What Do I Need to Know About Monkeypox?

If you’ve been hearing about monkeypox lately you may have some questions. And worries.

First things first, there is no cause for alarm at this time since confirmed monkeypox cases in the U.S. are still quite rare, said David Basel, MD, Vice President of Avera Medical Group Quality.

Basel answers common questions about the virus.

What Is monkeypox?

Monkeypox is a disease caused by the monkeypox virus. It can spread from human to human and between animals and humans. Monkeypox is in the same family and is similar to smallpox. In fact, it’s not related in any way to the more common chickenpox virus, Basel said.

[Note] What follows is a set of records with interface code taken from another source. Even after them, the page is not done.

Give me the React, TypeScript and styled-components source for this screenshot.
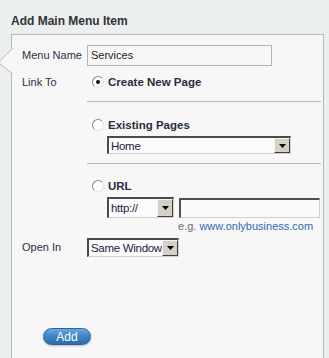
import React from "react";
import styled, { createGlobalStyle } from "styled-components";

const Global = createGlobalStyle`
  html, body { margin: 0; padding: 0; }
  body {
    background: #eceff0;
    font-family: "Liberation Sans", Arial, sans-serif;
    font-size: 11px;
    color: #2b2f3f;
    overflow: hidden;
    width: 329px;
    height: 358px;
  }
`;

const Page = styled.div`
  width: 329px;
  height: 358px;
  overflow: hidden;
`;

const Title = styled.h1`
  margin: 0;
  padding: 14px 0 0 11px;
  height: 20px;
  font-size: 12px;
  line-height: 14px;
  font-weight: bold;
  color: #333;
`;

const Panel = styled.div`
  position: relative;
  margin-left: 11px;
  width: 298px;
  min-height: 340px;
  background: #f7f7f7;
  border: 1px solid #b8b8b8;
  border-bottom: none;
  padding: 10px 3px 0 10px;
  box-sizing: content-box;
`;

const Pointer = styled.svg`
  position: absolute;
  left: -12px;
  top: 13px;
`;

const Row = styled.div<{ $mt?: number }>`
  display: flex;
  align-items: flex-start;
  margin-top: ${(p) => p.$mt ?? 0}px;
`;

const Label = styled.div<{ $h: number }>`
  width: 65px;
  flex: none;
  height: ${(p) => p.$h}px;
  line-height: ${(p) => p.$h}px;
  color: #2b2f45;
`;

const Content = styled.div`
  flex: 1;
  display: flex;
  flex-direction: column;
`;

const FlatInput = styled.div`
  box-sizing: border-box;
  width: 185px;
  height: 21px;
  border: 1px solid #b4b4b4;
  background: #f8f8f8;
  padding-left: 3px;
  line-height: 19px;
  color: #222;
`;

const InsetInput = styled.div<{ $w: number }>`
  box-sizing: border-box;
  width: ${(p) => p.$w}px;
  height: 20px;
  margin-top: 1px;
  border-style: solid;
  border-width: 2px 1px 1px 2px;
  border-color: #505050 #d4d0c8 #d4d0c8 #505050;
  background: #f9f9f9;
`;

const RadioLine = styled.div<{ $mt?: number }>`
  display: flex;
  align-items: center;
  height: 12px;
  margin-left: 5px;
  margin-top: ${(p) => p.$mt ?? 0}px;
`;

const Radio = styled.span<{ $checked?: boolean }>`
  position: relative;
  width: 10px;
  height: 10px;
  border-radius: 50%;
  border: 1px solid;
  border-color: #8a8a8a #e2e2e2 #e2e2e2 #8a8a8a;
  background: #fff;
  flex: none;
  &::after {
    content: "";
    display: ${(p) => (p.$checked ? "block" : "none")};
    position: absolute;
    left: 3px;
    top: 3px;
    width: 4px;
    height: 4px;
    border-radius: 50%;
    background: #111;
  }
`;

const RadioText = styled.span`
  margin-left: 4px;
  font-size: 11.5px;
  font-weight: bold;
  color: #2a2e40;
`;

const Rule = styled.div<{ $mt: number }>`
  height: 1px;
  background: #b8b8b8;
  margin-top: ${(p) => p.$mt}px;
  width: 234px;
`;

const SelectBox = styled.div<{ $w: number; $h: number; $ml?: number; $mt?: number }>`
  display: flex;
  box-sizing: border-box;
  width: ${(p) => p.$w}px;
  height: ${(p) => p.$h}px;
  margin-left: ${(p) => p.$ml ?? 0}px;
  margin-top: ${(p) => p.$mt ?? 0}px;
  border-style: solid;
  border-width: 2px 1px 1px 2px;
  border-color: #4a4a4a #d4d0c8 #d4d0c8 #4a4a4a;
  background: #fbfbfb;
`;

const SelectText = styled.div`
  flex: 1;
  padding-left: 2px;
  display: flex;
  align-items: center;
  color: #1c2240;
  font-size: 11.5px;
  letter-spacing: -0.3px;
  white-space: nowrap;
  overflow: hidden;
`;

const DropButton = styled.div`
  width: 16px;
  flex: none;
  box-sizing: border-box;
  background: #d4d0c8;
  border-style: solid;
  border-width: 1px;
  border-color: #f4f4f4 #404040 #404040 #f4f4f4;
  display: flex;
  align-items: center;
  justify-content: center;
`;

const UrlRow = styled.div`
  display: flex;
  gap: 5px;
  margin-left: 20px;
  margin-top: 5px;
`;

const Hint = styled.div`
  margin-left: 91px;
  margin-top: 2px;
  height: 13px;
  line-height: 13px;
  color: #6a6a6a;
`;

const Link = styled.span`
  color: #2f6db0;
`;

const AddButton = styled.button`
  margin: 71px 0 0 21px;
  width: 48px;
  height: 17px;
  padding: 0;
  border: 1px solid #2c6496;
  border-radius: 9px;
  background: linear-gradient(#6aaade 0%, #3f87c6 45%, #2d6ead 100%);
  box-shadow: 0 1px 2px rgba(0, 0, 0, 0.25);
  color: #fff;
  font-family: "Liberation Sans", Arial, sans-serif;
  font-size: 12px;
  line-height: 14px;
  display: block;
`;

const Arrow = () => (
  <svg width="7" height="4" viewBox="0 0 7 4">
    <polygon points="0,0 7,0 3.5,4" fill="#000" />
  </svg>
);

const Select = ({ value, w, h, ml, mt }: { value: string; w: number; h: number; ml?: number; mt?: number }) => (
  <SelectBox $w={w} $h={h} $ml={ml} $mt={mt}>
    <SelectText>{value}</SelectText>
    <DropButton>
      <Arrow />
    </DropButton>
  </SelectBox>
);

export default function App() {
  return (
    <Page>
      <Global />
      <Title>Add Main Menu Item</Title>
      <Panel>
        <Pointer width="13" height="26" viewBox="0 0 13 26">
          <polygon points="12,0 0,12 12,25" fill="#f7f7f7" />
          <polyline points="12.5,0.5 -1,13.5" stroke="#b8b8b8" fill="none" />
          <polyline points="-1,15.5 12.5,25.5" stroke="#b8b8b8" fill="none" />
        </Pointer>
        <Row>
          <Label $h={21}>Menu Name</Label>
          <FlatInput>Services</FlatInput>
        </Row>
        <Row $mt={10}>
          <Label $h={12}>Link To</Label>
          <Content>
            <RadioLine>
              <Radio $checked />
              <RadioText>Create New Page</RadioText>
            </RadioLine>
            <Rule $mt={13} />
            <RadioLine $mt={17}>
              <Radio />
              <RadioText>Existing Pages</RadioText>
            </RadioLine>
            <Select value="Home" w={184} h={18} ml={20} mt={5} />
            <Rule $mt={9} />
            <RadioLine $mt={16}>
              <Radio />
              <RadioText>URL</RadioText>
            </RadioLine>
            <UrlRow>
              <Select value="http://" w={67} h={21} />
              <InsetInput $w={141} />
            </UrlRow>
            <Hint>
              e.g. <Link>www.onlybusiness.com</Link>
            </Hint>
          </Content>
        </Row>
        <Row $mt={5}>
          <Label $h={19}>Open In</Label>
          <Select value="Same Window" w={92} h={19} />
        </Row>
        <AddButton>Add</AddButton>
      </Panel>
    </Page>
  );
}
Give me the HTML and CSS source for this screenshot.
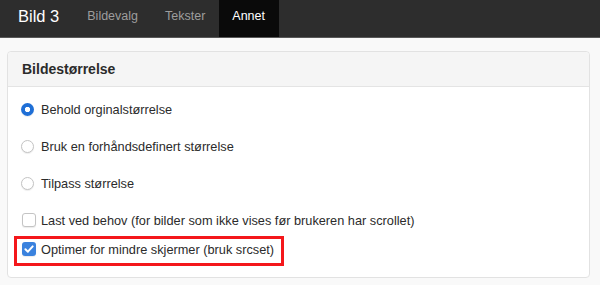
FILE: index.html
```html
<!DOCTYPE html>
<html lang="no">
<head>
  <meta charset="UTF-8">
  <meta name="viewport" content="width=device-width, initial-scale=1.0">
  <title>Bild 3</title>
  <link rel="stylesheet" href="styles.css">
</head>
<body>
  <div id="topbar">
    <div class="brand">Bild 3</div>
    <ul class="tabs">
      <li>Bildevalg</li>
      <li>Tekster</li>
      <li class="active">Annet</li>
    </ul>
  </div>
  <div id="main">
    <div class="panel">
      <div class="panel-head">Bildestørrelse</div>
      <div class="panel-body">
        <label class="row radio-row">
          <span class="radio checked"></span>
          Behold orginalstørrelse
        </label>
        <label class="row radio-row">
          <span class="radio"></span>
          Bruk en forhåndsdefinert størrelse
        </label>
        <label class="row radio-row">
          <span class="radio"></span>
          Tilpass størrelse
        </label>
        <label class="row check-row">
          <span class="check"></span>
          Last ved behov (for bilder som ikke vises før brukeren har scrollet)
        </label>
        <div class="highlight">
          <label class="row">
            <span class="check checked">
              <svg viewBox="0 0 14 14" width="14" height="14"><path d="M3.4 7.3 L5.9 9.7 L10.7 4.4" fill="none" stroke="#fff" stroke-width="2" stroke-linecap="round" stroke-linejoin="round"/></svg>
            </span>
            Optimer for mindre skjermer (bruk srcset)
          </label>
        </div>
      </div>
    </div>
  </div>
</body>
</html>
```

FILE: styles.css
```css
* {
  margin: 0;
  padding: 0;
  box-sizing: border-box;
}
li {
  list-style: none;
}
body {
  background: #f9f9f9;
  font-family: "Liberation Sans", Arial, sans-serif;
  color: #2b2b2b;
}
#topbar {
  display: flex;
  height: 38px;
  background: #2d2d2d;
  border-bottom: 1px solid #585858;
}
.brand {
  color: #fff;
  font-size: 16.5px;
  line-height: 32px;
  padding: 0 15px 0 18px;
}
.tabs {
  display: flex;
}
.tabs li {
  color: #9d9d9d;
  font-size: 12.5px;
  line-height: 32px;
  height: 37px;
  padding: 0 14px 0 13px;
}
.tabs li.active {
  color: #fff;
  background: #0a0a0a;
}
#main {
  padding: 13px 10px 0 7px;
}
.panel {
  background: #fff;
  border: 1px solid #e2e2e2;
  border-radius: 4px;
  height: 227px;
}
.panel-head {
  background: #f5f5f5;
  border-bottom: 1px solid #e4e4e4;
  border-radius: 4px 4px 0 0;
  height: 35px;
  line-height: 34px;
  padding-left: 14px;
  font-size: 14px;
  font-weight: bold;
}
.panel-body {
  padding: 12px 13px 0;
  font-size: 12.75px;
}
.row {
  display: flex;
  align-items: center;
  gap: 7px;
  height: 20px;
}
.radio-row {
  margin-bottom: 17px;
}
.check-row {
  margin-bottom: 6px;
  gap: 5px;
  padding-left: 1px;
}
.radio {
  width: 13px;
  height: 13px;
  border-radius: 50%;
  border: 1px solid #c4c4c4;
  background: #fff;
  box-shadow: 0 1px 1px rgba(0, 0, 0, 0.08);
}
.radio.checked {
  border: none;
  background: radial-gradient(circle, #fff 0 2.3px, #1f6fd6 3px);
}
.check {
  width: 14px;
  height: 14px;
  border-radius: 3px;
  border: 1px solid #c4c4c4;
  background: #fff;
  box-shadow: 0 1px 1px rgba(0, 0, 0, 0.08);
}
.check.checked {
  border: none;
  background: #3a82de;
}
.check svg {
  display: block;
}
.highlight {
  display: inline-block;
  margin-left: -7px;
  border: 3px solid #f4171b;
  padding: 0 7px 4px 5px;
}
.highlight .row {
  gap: 5px;
}
```
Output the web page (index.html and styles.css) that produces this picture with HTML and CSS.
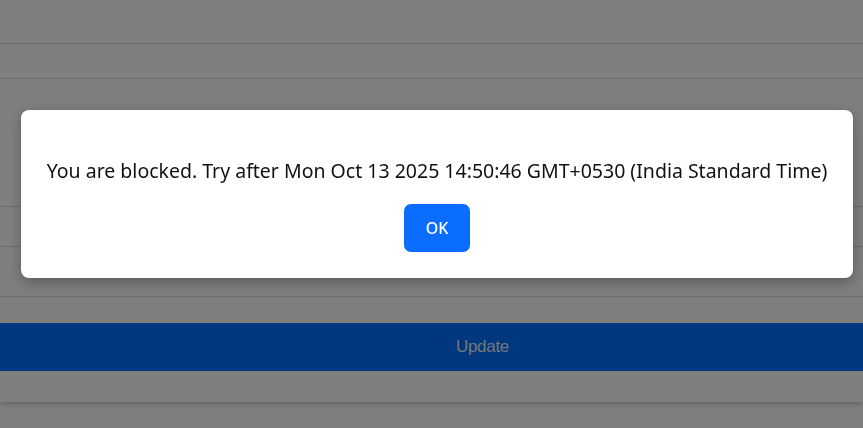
FILE: index.html
```html
<!DOCTYPE html>
<html lang="en">
<head>
<meta charset="utf-8">
<title>Blocked</title>
<link rel="stylesheet" href="styles.css">
</head>
<body>
<div class="page">
  <div class="card">
    <div class="row row-a"></div>
    <div class="row row-b"></div>
    <div class="row row-c"></div>
    <div class="row row-d"></div>
    <div class="row row-e"></div>
    <div class="actions">
      <button class="update" type="button">Update</button>
    </div>
  </div>
</div>
<div class="backdrop">
  <div class="modal">
    <p class="message">You are blocked. Try after Mon Oct 13 2025 14:50:46 GMT+0530 (India Standard Time)</p>
    <button class="ok" type="button">OK</button>
  </div>
</div>
</body>
</html>
```
FILE: styles.css
```css
* { box-sizing: border-box; }
html, body { margin: 0; padding: 0; }
body {
  width: 863px;
  height: 428px;
  overflow: hidden;
  background: #ffffff;
  font-family: "Liberation Sans", Arial, sans-serif;
}
.page { height: 428px; }
.card {
  background: #ffffff;
  box-shadow: 0 2px 6px rgba(0,0,0,0.25);
  padding-bottom: 31px;
}
.row { border-bottom: 1px solid #dcdcdc; }
.row-a { height: 44px; }
.row-b { height: 35px; }
.row-c { height: 128px; }
.row-d { height: 40px; }
.row-e { height: 50px; }
.actions { padding-top: 26px; }
.update {
  display: block;
  width: 100%;
  height: 48px;
  border: 0;
  padding: 0 0 0 102px;
  background: #006efe;
  color: #e4ecf6;
  font-family: "Liberation Sans", Arial, sans-serif;
  font-size: 17px;
  letter-spacing: -0.3px;
}
.backdrop {
  position: fixed;
  inset: 0;
  background: rgba(0,0,0,0.5);
  display: flex;
  justify-content: center;
  padding: 110px 10px 0 21px;
}
.modal {
  width: 832px;
  height: 168px;
  background: #ffffff;
  border-radius: 8px;
  box-shadow: 0 4px 14px rgba(0,0,0,0.3);
  display: flex;
  flex-direction: column;
  align-items: center;
  padding-top: 47px;
}
.message {
  margin: 0;
  font-family: "Noto Sans", "Open Sans", sans-serif;
  font-size: 19.5px;
  line-height: 27px;
  color: #111;
  white-space: nowrap;
}
.ok {
  margin-top: 20px;
  width: 66px;
  height: 48px;
  border: 0;
  border-radius: 7px;
  background: #0b6dfd;
  color: #ffffff;
  font-family: "Noto Sans", "Open Sans", sans-serif;
  font-size: 16px;
  font-weight: 500;
}
```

“Monkeypox acts like smallpox and is still pretty rare,” Basel said. “When it comes to the U.S. the risk is pretty small but we’re monitoring it. I don’t think it will ever become as big of a deal as COVID.”

How Does it Spread?

Monkeypox creates blisters or pustules on the body. It spreads with direct contact from the fluid in the blisters. It can also spread if a person comes in contact with clothing that the fluid is on.

Because of this, it spreads slower than an airborne virus such as COVID.

Why Is it in the News?

The first human case was recorded in 1970. Since then, cases have mostly occurred in central and western African countries. Cases in the U.S. are very rare historically.

This spring, cases were confirmed in multiple countries where monkeypox is not typically present — including the United States. The Centers for Disease Control and Prevention (CDC) is following confirmed cases in the United States.

It is not clear how people were exposed to monkeypox.

What Are the Symptoms?

Symptoms include:

  • Fever
  • Headache
  • Chills
  • Exhaustion
  • Muscle aches
  • Rash that often starts on palms and hands and spreads across the body
  • Lesions that develop into pustules

The illness usually lasts two to four weeks. The severity of monkeypox is being monitored in the U.S. but it’s still unclear what the typical hospitalization rate is, Basel said.

What Should You Do?

If you develop a rash there is a very small likelihood that it will be monkeypox, Basel said. You may be at increased risk if you traveled to a country where monkeypox is more common or came into contact with someone with a confirmed case.

If you develop a fever and also a rash on the hands and palms that develops lesions or blisters, call your provider or clinic and discuss next steps.